What makes a goal unrealistic? When it fails to account for your humanness – for your emotions. On paper (and when you’re scrolling endless polished instagram accounts) it might look possible – effortless even – but making sustainable changes needs a different approach.
So how can you begin your year with a bit of focus without setting rigid and unhelpful goals?
What You Can Do Instead
One idea I can really recommend having a Word of the Year. It’s a simple but effective concept that can keep you anchored in your intention for the year, without the drawbacks of gruelling annual goals.
Often with goal setting, you are loaded up with messages about what you should want and how you should look and how you should behave, that the goals you set just don’t match up with who you really are inside.

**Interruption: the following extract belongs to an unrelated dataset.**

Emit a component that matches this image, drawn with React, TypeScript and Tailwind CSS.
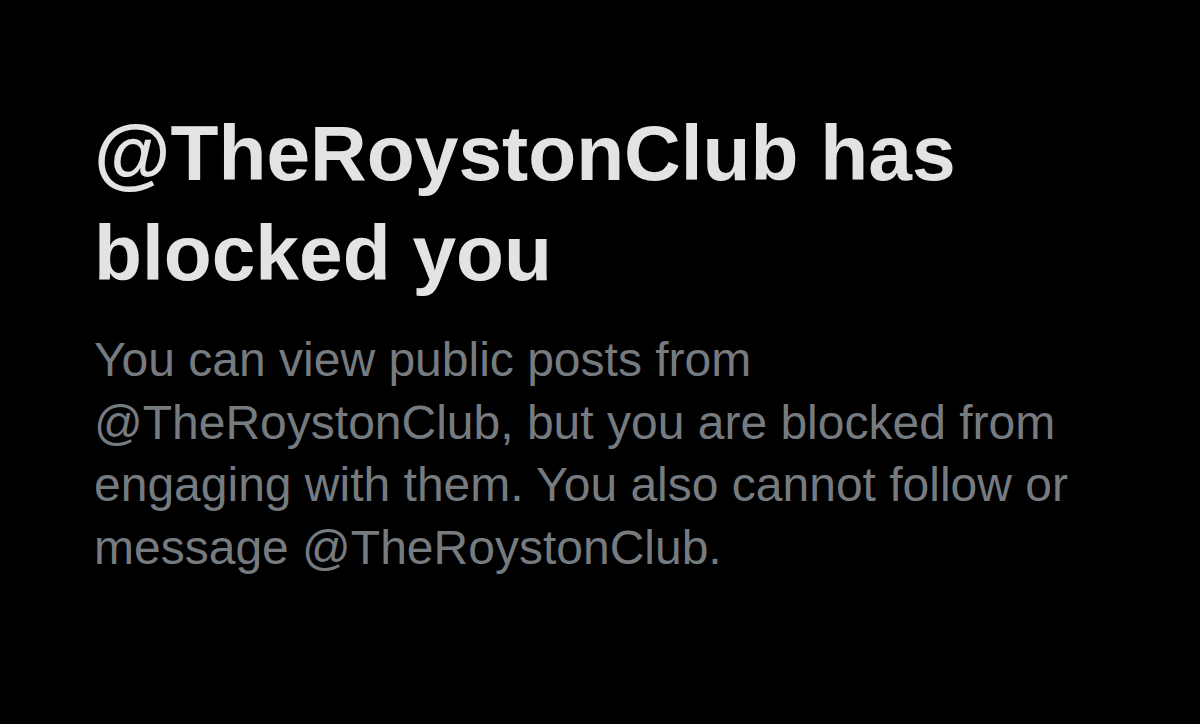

What can be more helpful is to think about how you want to feel. The reality is, when we set goals it’s often not that a specific goal is important, but how you imagine achieving that goal will make you feel.
One super simple example – weight loss. If you’re wanting to lose weight, have you been a smaller size in the past? How did you feel then? When you were the size you want to be, did you feel how you’re now hoping you’ll feel when you get there? For most people, it’s surprisingly “no”.
Imagine spending all that time and energy losing weight only to not feel whatever it is you want to feel – confident, accepted, desired, loved. So many goals are seen as “The Solution” but in reality just don’t leave you feeling the way you want to feel.
What I’m suggesting is to start with your word of the year and then fit your goals around that instead. Get intentional about how you want to live your life and what you want to feel more often.
There’s an added bonus with approaching goals in this way. New Year’s Resolutions offer no flexibility for when life happens and heaven knows, almost two years into a pandemic, we need goals that are flexible and achievable.
How To Find Your Word of the Year
Finding your word of the year might come to you quite naturally. Perhaps you already have an idea of what you want to focus on for 2022. For some people, it may take a bit more work.
One great resource for really taking a deep dive into this process is Danielle LaPorte’s Desire Map workbook, which I have found a PDF copy of here – Desire Map Workbook. It is full of prompts to get you thinking about what words really fit with you on a deeper level.
Or you can keep it simple with a mind map. Write out the goals you were going to make, and see if you can spot what they have in common. And then have a think about what it is about those goals – how would you hope you feel at the end of it all? Abundant? Healthy? Peaceful? Focused?
Your words don’t have to be the kind of feelings you would find on a feelings wheel, although that might be a good place to start. They can be completely abstract – my past words have been “GoGoGo!”, “Champion” and “Joy”. This year, it’s Nourish.
The point is to be intentional about how you spend your time this year without punishing goals that leave you feeling deflated. Compassion and accountability helps you achieve far more than harsh criticism ever can.
Anchoring Your Word of the Year
Then when you’ve got your word, you’ll want to remind yourself of it regularly.
Make a new phone wallpaper so you see it everytime you unlock your phone
Write it on each page of your week-to-view diary
Write it on your mirror (with eyeliner or a chalk pen)
Put up post it notes when you’ll see them
Change the name of your morning alarm to your word.